If you opt to go with a non-International Shiloh Shepherd Alliance breeder, you should ask for these tests and gene scans before you put your money on the table.

Vet Costs

Shiloh Shepherd vet care

All dogs should have regular veterinary care, annual checkups, and shots. They should also be neutered or spayed. Veterinary insurance runs around $30 to $100 a month, or you will need to have money set aside to cover these costs.

Remember that the Shiloh Shepherd will also need training, starting with puppy socialization. This helps acclimatize them to strange situations and scary sounds, teaches them good manners, and creates a happy, balanced dog you can trust to navigate the world. 

Overall, they are more healthy than their parent German Shepherd stock. As a new breed, however, some problems will still be carried forward from the base stock.

They have healthier hips than the German Shepherd, but you have to monitor them for hip issues, just in case. They are, after all, large dogs. Degenerative myelopathy, a spinal cord issue, is another thing to watch out for when it comes to Shilohs.

Moreover, with all big dogs, there is a risk of bloat. Bloat in dogs is a severe medical issue, known as gastric torsion.

The gut twists out of shape, which is fatal if not treated aggressively and early. You can reduce the risk of bloat occurring by never allowing exercise after eating, for at least a window of two hours.

Other than these issues, the Shiloh Shepherd is a hearty and healthy breed.

Diet and Food Costs

The Shiloh Shepherd eats surprisingly little for a large breed – about 3.5 cups of food a day. It’s always best to feed in two smaller meals, to reduce the chances of bloat.

As a big dog, you need to feed them high-quality food. Expect to spend around $60 or more a month on food, and opt for premium brands with a good fat and protein blend where possible.

You may want to look at large breed-specific food for this breed, to ensure healthier, happier joints throughout the dog’s life. It’s also good to feed appropriately for their foundation stages – puppy, adult, and senior.

Grooming Costs

Long coated Shiloh Shepherd

The Shiloh Shepherd has a longer, rougher, shaggier coat than the standard German Shepherd, but you will find both long-coated and short-coated Shiloh Shepherds.

They have a near-drop coat, an expression of their Malamute genes, with a thick undercoat for warmth and protection. They should be bathed every two to three months to help loosen old coat hairs and keep them smelling fresh.

They shed the worst at the seasonal changes of winter and summer. A quick daily brush, eye and ear checks, and some teeth brushing is the grooming routine you need to establish with your Shilohs. You can do this at home, at no cost.

If, however, you prefer to have a professional handle it, it might cost about $60 to $70 a session, every few months.


The Shiloh Shepherd is a fascinating addition to the Shepherd family. Unlike dogs like the Lycan Shepherd, the creators of this breed were breeding less for looks than a specific temperament, size, and carriage.

This makes them an excellent, goofy, extra-large Shepherd breed without the intense nature and fierce working drive of the standard German Shepherd.

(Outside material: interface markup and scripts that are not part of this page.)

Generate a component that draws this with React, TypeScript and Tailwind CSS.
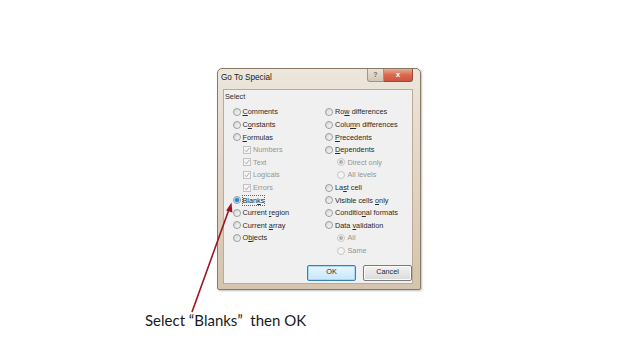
import React from 'react';

type Kind = 'radio' | 'check';

interface Opt {
  label: React.ReactNode;
  kind: Kind;
  indent?: 'none' | 'sub';
  checked?: boolean;
  disabled?: boolean;
  focus?: boolean;
}

function u(s: string, i: number) {
  return (
    <>
      {s.slice(0, i)}
      <span className="underline underline-offset-[1px]">{s[i]}</span>
      {s.slice(i + 1)}
    </>
  );
}

const leftCol: Opt[] = [
  { label: u('Comments', 0), kind: 'radio' },
  { label: u('Constants', 1), kind: 'radio' },
  { label: u('Formulas', 0), kind: 'radio' },
  { label: 'Numbers', kind: 'check', indent: 'sub', checked: true, disabled: true },
  { label: 'Text', kind: 'check', indent: 'sub', checked: true, disabled: true },
  { label: 'Logicals', kind: 'check', indent: 'sub', checked: true, disabled: true },
  { label: 'Errors', kind: 'check', indent: 'sub', checked: true, disabled: true },
  { label: u('Blanks', 4), kind: 'radio', checked: true, focus: true },
  { label: u('Current region', 8), kind: 'radio' },
  { label: u('Current array', 8), kind: 'radio' },
  { label: u('Objects', 1), kind: 'radio' },
];

const rightCol: Opt[] = [
  { label: u('Row differences', 2), kind: 'radio' },
  { label: u('Column differences', 4), kind: 'radio' },
  { label: u('Precedents', 0), kind: 'radio' },
  { label: u('Dependents', 0), kind: 'radio' },
  { label: 'Direct only', kind: 'radio', indent: 'sub', checked: true, disabled: true },
  { label: 'All levels', kind: 'radio', indent: 'sub', disabled: true },
  { label: u('Last cell', 2), kind: 'radio' },
  { label: u('Visible cells only', 14), kind: 'radio' },
  { label: u('Conditional formats', 8), kind: 'radio' },
  { label: u('Data validation', 5), kind: 'radio' },
  { label: 'All', kind: 'radio', indent: 'sub', checked: true, disabled: true },
  { label: 'Same', kind: 'radio', indent: 'sub', disabled: true },
];

function Radio({ checked, disabled }: { checked?: boolean; disabled?: boolean }) {
  return (
    <span
      className={`flex items-center justify-center w-[8px] h-[8px] rounded-full border shrink-0 ${
        disabled
          ? 'border-[#c8c8c8] bg-[#f4f4f4]'
          : 'border-[#9a9da0] bg-gradient-to-br from-[#d2d4d6] to-[#fbfbfb]'
      }`}
    >
      {checked && (
        <span
          className={`w-[4px] h-[4px] rounded-full ${
            disabled ? 'bg-[#b0b0b0]' : 'bg-[#2f82c2] shadow-[0_0_0_1px_#9ccbec]'
          }`}
        />
      )}
    </span>
  );
}

function Check({ checked, disabled }: { checked?: boolean; disabled?: boolean }) {
  return (
    <span
      className={`flex items-center justify-center w-[8px] h-[8px] border shrink-0 ${
        disabled ? 'border-[#c2c2c2] bg-[#f5f5f5]' : 'border-[#8c8f92] bg-white'
      }`}
    >
      {checked && (
        <svg width="6" height="6" viewBox="0 0 6 6">
          <path d="M0.8 3.1 L2.4 4.7 L5.3 1" fill="none" stroke="#a0a0a0" strokeWidth="0.9" />
        </svg>
      )}
    </span>
  );
}

function Item({ opt, side }: { opt: Opt; side: 'l' | 'r' }) {
  const sub = opt.indent === 'sub';
  const pad = side === 'l' ? (sub ? 'pl-[11px]' : 'pl-[0.5px]') : sub ? 'pl-[13px]' : 'pl-[0.5px]';
  const gap = side === 'l' ? 'gap-[2px]' : 'gap-[2.5px]';
  return (
    <div className={`flex items-center h-[12.6px] ${pad} ${gap}`}>
      {opt.kind === 'radio' ? (
        <Radio checked={opt.checked} disabled={opt.disabled} />
      ) : (
        <Check checked={opt.checked} disabled={opt.disabled} />
      )}
      <span
        className={`whitespace-nowrap leading-[9px] ${opt.disabled ? 'text-[#959595]' : 'text-[#2a2a2a]'} ${
          opt.focus ? 'outline outline-1 outline-dotted outline-[#666]' : ''
        }`}
      >
        {opt.label}
      </span>
    </div>
  );
}

function Arrow() {
  return (
    <svg
      className="absolute left-0 top-0 pointer-events-none"
      width="640"
      height="360"
      viewBox="0 0 640 360"
    >
      <line x1="192" y1="312" x2="229.5" y2="208" stroke="#9b1622" strokeWidth="1.6" />
      <path d="M231.5 202.5 L226.2 210.6 L232.4 212.4 Z" fill="#9b1622" />
    </svg>
  );
}

export default function App() {
  return (
    <div className="relative w-[640px] h-[360px] bg-white overflow-hidden font-['Liberation_Sans',Arial,sans-serif]">
      <div className="pl-[217px] pt-[68px]">
        {/* dialog window */}
        <div className="flex flex-col w-[204px] h-[222px] border border-[#8a7964] rounded-t-[5px] rounded-b-[2px] bg-gradient-to-b from-[#ece6dc] via-[#e0d4c3] to-[#d5c4ad] shadow-[1px_1px_2px_rgba(0,0,0,0.25)]">
          <div className="flex h-[20px] shrink-0">
            <span className="pl-[3px] pt-[4px] text-[8.2px] leading-[10px] text-[#222]">Go To Special</span>
            <div className="ml-auto mr-[7px] flex h-[13px]">
              <div className="flex items-center justify-center w-[17px] h-full border border-[#a09484] border-t-0 rounded-bl-[3px] bg-gradient-to-b from-[#e9e2d7] to-[#d2c7b7] text-[7px] font-bold text-[#786e60]">
                ?
              </div>
              <div className="flex items-center justify-center w-[29px] h-full border border-[#9a4a3e] border-t-0 border-l-0 rounded-br-[3px] bg-gradient-to-b from-[#e8ab95] via-[#d8694f] to-[#cc563d] text-[8px] font-bold text-white">
                x
              </div>
            </div>
          </div>

          {/* client area */}
          <div className="flex flex-col h-[195px] ml-[5px] mr-[7px] border border-[#b9ab98] bg-[#f0f0f0] text-[7.3px]">
            <div className="pl-[1px] h-[14px] leading-[14px] text-[#2a2a2a]">Select</div>
            <div className="mt-[1.7px] ml-[8px] flex">
              <div className="w-[92px] flex flex-col">
                {leftCol.map((o, i) => (
                  <Item key={i} opt={o} side="l" />
                ))}
              </div>
              <div className="flex flex-col">
                {rightCol.map((o, i) => (
                  <Item key={i} opt={o} side="r" />
                ))}
              </div>
            </div>
            <div className="mt-[8px] flex justify-end gap-[7px]">
              <button className="w-[49px] h-[16px] rounded-[2px] border border-[#3c7fb1] bg-gradient-to-b from-[#eaf6fd] to-[#c4e7fb] shadow-[inset_0_0_0_1px_#a6d8f5] text-[7.3px] text-[#2a2a2a]">
                OK
              </button>
              <button className="w-[49px] h-[16px] rounded-[2px] border border-[#7a7a7a] bg-gradient-to-b from-[#f3f3f3] to-[#dadada] shadow-[inset_0_0_0_1px_#fbfbfb] text-[7.3px] text-[#2a2a2a]">
                Cancel
              </button>
            </div>
          </div>
        </div>
      </div>

      <p className="mt-[20px] pl-[145px] whitespace-pre font-['Lato','Open_Sans',sans-serif] text-[15px] leading-[20px] text-[#1a1a1a]">
        Select “Blanks”  then OK
      </p>

      <Arrow />
    </div>
  );
}
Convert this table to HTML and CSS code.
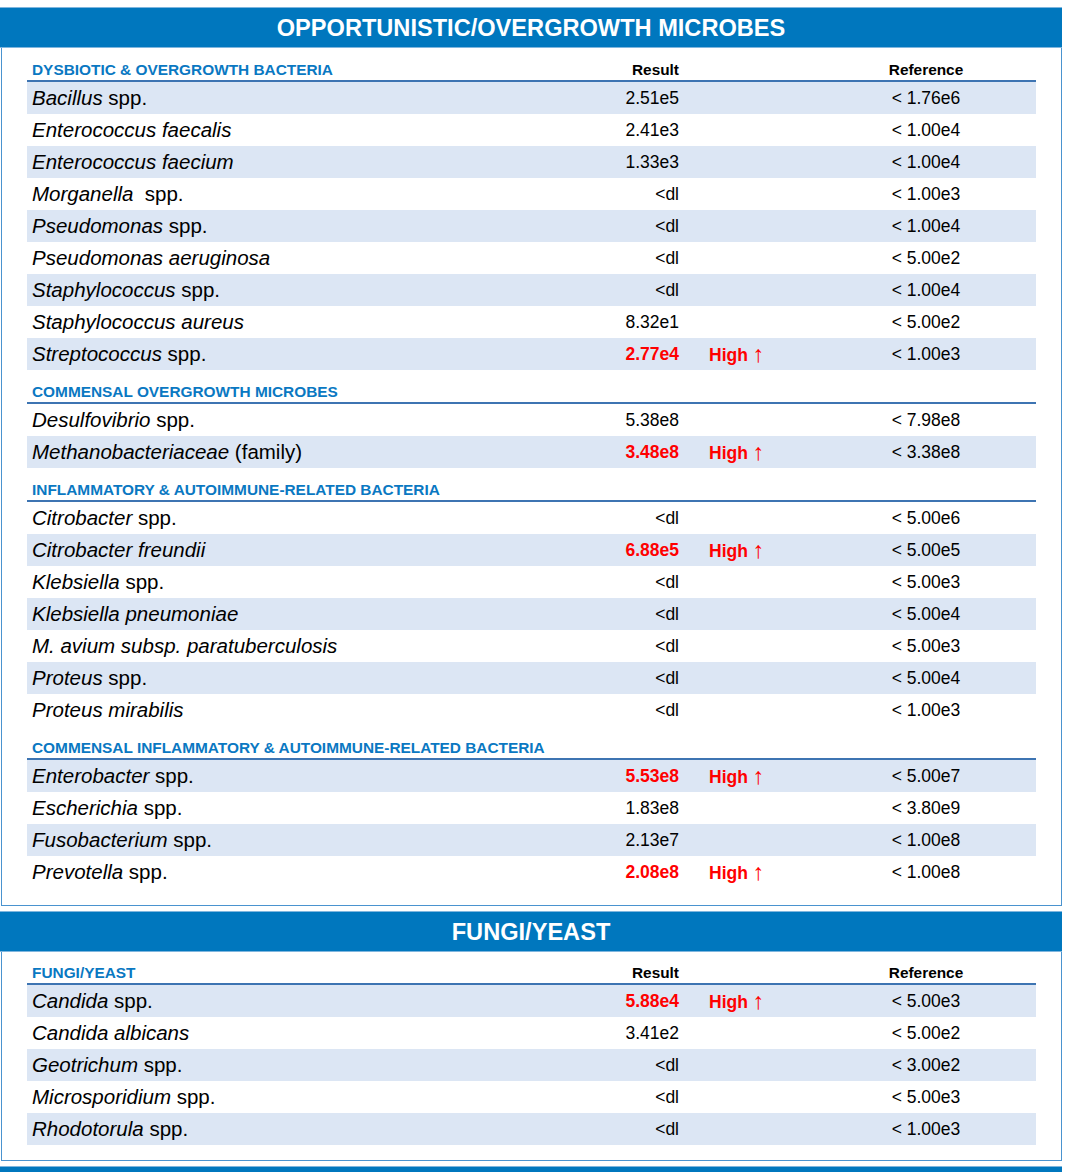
FILE: index.html
```html
<!DOCTYPE html>
<html>
<head>
<meta charset="utf-8">
<link rel="stylesheet" href="styles.css">
</head>
<body>
<section class="panel first-panel">
  <h2 class="band">OPPORTUNISTIC/OVERGROWTH MICROBES</h2>
  <div class="table">
    <div class="row head top"><div class="c name title">DYSBIOTIC &amp; OVERGROWTH BACTERIA</div><div class="c res">Result</div><div class="c flag"></div><div class="c ref">Reference</div></div>
    <div class="row shade"><div class="c name"><i>Bacillus</i> spp.</div><div class="c res">2.51e5</div><div class="c flag"></div><div class="c ref">&lt; 1.76e6</div></div>
    <div class="row"><div class="c name"><i>Enterococcus faecalis</i></div><div class="c res">2.41e3</div><div class="c flag"></div><div class="c ref">&lt; 1.00e4</div></div>
    <div class="row shade"><div class="c name"><i>Enterococcus faecium</i></div><div class="c res">1.33e3</div><div class="c flag"></div><div class="c ref">&lt; 1.00e4</div></div>
    <div class="row"><div class="c name"><i>Morganella</i>&nbsp; spp.</div><div class="c res">&lt;dl</div><div class="c flag"></div><div class="c ref">&lt; 1.00e3</div></div>
    <div class="row shade"><div class="c name"><i>Pseudomonas</i> spp.</div><div class="c res">&lt;dl</div><div class="c flag"></div><div class="c ref">&lt; 1.00e4</div></div>
    <div class="row"><div class="c name"><i>Pseudomonas aeruginosa</i></div><div class="c res">&lt;dl</div><div class="c flag"></div><div class="c ref">&lt; 5.00e2</div></div>
    <div class="row shade"><div class="c name"><i>Staphylococcus</i> spp.</div><div class="c res">&lt;dl</div><div class="c flag"></div><div class="c ref">&lt; 1.00e4</div></div>
    <div class="row"><div class="c name"><i>Staphylococcus aureus</i></div><div class="c res">8.32e1</div><div class="c flag"></div><div class="c ref">&lt; 5.00e2</div></div>
    <div class="row shade"><div class="c name"><i>Streptococcus</i> spp.</div><div class="c res high">2.77e4</div><div class="c flag">High <span class="arrow">↑</span></div><div class="c ref">&lt; 1.00e3</div></div>

    <div class="row head"><div class="c name title">COMMENSAL OVERGROWTH MICROBES</div><div class="c res"></div><div class="c flag"></div><div class="c ref"></div></div>
    <div class="row"><div class="c name"><i>Desulfovibrio</i> spp.</div><div class="c res">5.38e8</div><div class="c flag"></div><div class="c ref">&lt; 7.98e8</div></div>
    <div class="row shade"><div class="c name"><i>Methanobacteriaceae</i> (family)</div><div class="c res high">3.48e8</div><div class="c flag">High <span class="arrow">↑</span></div><div class="c ref">&lt; 3.38e8</div></div>

    <div class="row head"><div class="c name title">INFLAMMATORY &amp; AUTOIMMUNE-RELATED BACTERIA</div><div class="c res"></div><div class="c flag"></div><div class="c ref"></div></div>
    <div class="row"><div class="c name"><i>Citrobacter</i> spp.</div><div class="c res">&lt;dl</div><div class="c flag"></div><div class="c ref">&lt; 5.00e6</div></div>
    <div class="row shade"><div class="c name"><i>Citrobacter freundii</i></div><div class="c res high">6.88e5</div><div class="c flag">High <span class="arrow">↑</span></div><div class="c ref">&lt; 5.00e5</div></div>
    <div class="row"><div class="c name"><i>Klebsiella</i> spp.</div><div class="c res">&lt;dl</div><div class="c flag"></div><div class="c ref">&lt; 5.00e3</div></div>
    <div class="row shade"><div class="c name"><i>Klebsiella pneumoniae</i></div><div class="c res">&lt;dl</div><div class="c flag"></div><div class="c ref">&lt; 5.00e4</div></div>
    <div class="row"><div class="c name"><i>M. avium subsp. paratuberculosis</i></div><div class="c res">&lt;dl</div><div class="c flag"></div><div class="c ref">&lt; 5.00e3</div></div>
    <div class="row shade"><div class="c name"><i>Proteus</i> spp.</div><div class="c res">&lt;dl</div><div class="c flag"></div><div class="c ref">&lt; 5.00e4</div></div>
    <div class="row"><div class="c name"><i>Proteus mirabilis</i></div><div class="c res">&lt;dl</div><div class="c flag"></div><div class="c ref">&lt; 1.00e3</div></div>

    <div class="row head"><div class="c name title">COMMENSAL INFLAMMATORY &amp; AUTOIMMUNE-RELATED BACTERIA</div><div class="c res"></div><div class="c flag"></div><div class="c ref"></div></div>
    <div class="row shade"><div class="c name"><i>Enterobacter</i> spp.</div><div class="c res high">5.53e8</div><div class="c flag">High <span class="arrow">↑</span></div><div class="c ref">&lt; 5.00e7</div></div>
    <div class="row"><div class="c name"><i>Escherichia</i> spp.</div><div class="c res">1.83e8</div><div class="c flag"></div><div class="c ref">&lt; 3.80e9</div></div>
    <div class="row shade"><div class="c name"><i>Fusobacterium</i> spp.</div><div class="c res">2.13e7</div><div class="c flag"></div><div class="c ref">&lt; 1.00e8</div></div>
    <div class="row"><div class="c name"><i>Prevotella</i> spp.</div><div class="c res high">2.08e8</div><div class="c flag">High <span class="arrow">↑</span></div><div class="c ref">&lt; 1.00e8</div></div>
  </div>
</section>

<section class="panel">
  <h2 class="band">FUNGI/YEAST</h2>
  <div class="table">
    <div class="row head"><div class="c name title">FUNGI/YEAST</div><div class="c res">Result</div><div class="c flag"></div><div class="c ref">Reference</div></div>
    <div class="row shade"><div class="c name"><i>Candida</i> spp.</div><div class="c res high">5.88e4</div><div class="c flag">High <span class="arrow">↑</span></div><div class="c ref">&lt; 5.00e3</div></div>
    <div class="row"><div class="c name"><i>Candida albicans</i></div><div class="c res">3.41e2</div><div class="c flag"></div><div class="c ref">&lt; 5.00e2</div></div>
    <div class="row shade"><div class="c name"><i>Geotrichum</i> spp.</div><div class="c res">&lt;dl</div><div class="c flag"></div><div class="c ref">&lt; 3.00e2</div></div>
    <div class="row"><div class="c name"><i>Microsporidium</i> spp.</div><div class="c res">&lt;dl</div><div class="c flag"></div><div class="c ref">&lt; 5.00e3</div></div>
    <div class="row shade"><div class="c name"><i>Rhodotorula</i> spp.</div><div class="c res">&lt;dl</div><div class="c flag"></div><div class="c ref">&lt; 1.00e3</div></div>
  </div>
</section>

<section class="panel">
  <h2 class="band">&nbsp;</h2>
</section>
</body>
</html>
```

FILE: styles.css
```css
html, body {
  margin: 0;
  padding: 0;
  background: #ffffff;
}
body {
  padding-top: 8px;
  font-family: "Liberation Sans", Arial, sans-serif;
  color: #000;
  width: 1062px;
}
.panel {
  border: 1px solid #4a93cf;
  border-top: none;
  margin: 0 0 6px 1px;
  padding: 0 25px 15px 25px;
}
.panel.first-panel {
  padding-bottom: 17px;
}
.band {
  margin: 0 -26px 0 -27px;
  height: 39px;
  background: #0077be;
  color: #ffffff;
  font-size: 23.6px;
  font-weight: bold;
  line-height: 41px;
  text-align: center;
  box-shadow: 0 0 0 1px #7fb6de;
}
.table {
  display: flex;
  flex-direction: column;
}
.row {
  display: grid;
  grid-template-columns: 584px 87px 124px 1fr;
  height: 32px;
  align-items: center;
}
.row.shade {
  background: #dce6f4;
}
.row.head {
  height: 34px;
  align-items: end;
}
.row.head.top {
  height: 35px;
}
.row.head .c {
  border-bottom: 2px solid #3d74b2;
  box-sizing: content-box;
  line-height: 18px;
  display: flex;
  align-items: flex-end;
  padding-bottom: 1px;
  height: 31px;
  font-size: 15.4px;
  font-weight: bold;
}
.row.head.top .c {
  height: 32px;
}
.row.head .res {
  justify-content: flex-end;
}
.row.head .ref {
  justify-content: center;
}
.c {
  white-space: nowrap;
}
.name {
  padding-left: 5px;
  font-size: 20.5px;
}
.name.title {
  color: #0a78c2;
  font-size: 15.4px;
  font-weight: bold;
}
.res {
  text-align: right;
  padding-right: 19px;
  font-size: 17.5px;
}
.res.high {
  color: #ff0000;
  font-weight: bold;
}
.flag {
  padding-left: 11px;
  color: #ff0000;
  font-weight: bold;
  font-size: 17.5px;
}
.arrow {
  font-weight: normal;
  font-size: 23px;
  line-height: 1;
  display: inline-block;
  transform: translateY(1px);
}
.ref {
  text-align: center;
  font-size: 17.5px;
  padding-right: 6px;
}
.panel:last-child {
  padding-bottom: 0;
  margin-bottom: 0;
}
```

They need around an hour of exercise daily but are not incredibly active. 

Known as a docile gentle giant, they’re a great breed to own, but the newness of the breed and the rarity of breeding stock means there will be a hefty price tag for your Shiloh puppy.

You also need to prepare for socialization and training costs, and regular health checks with your vet.

If you are looking for a bigger, snugglier, and gentler-natured member of the Shepherd family, good with pets and older children, then the Shiloh Shepherd may be the perfect choice for your home.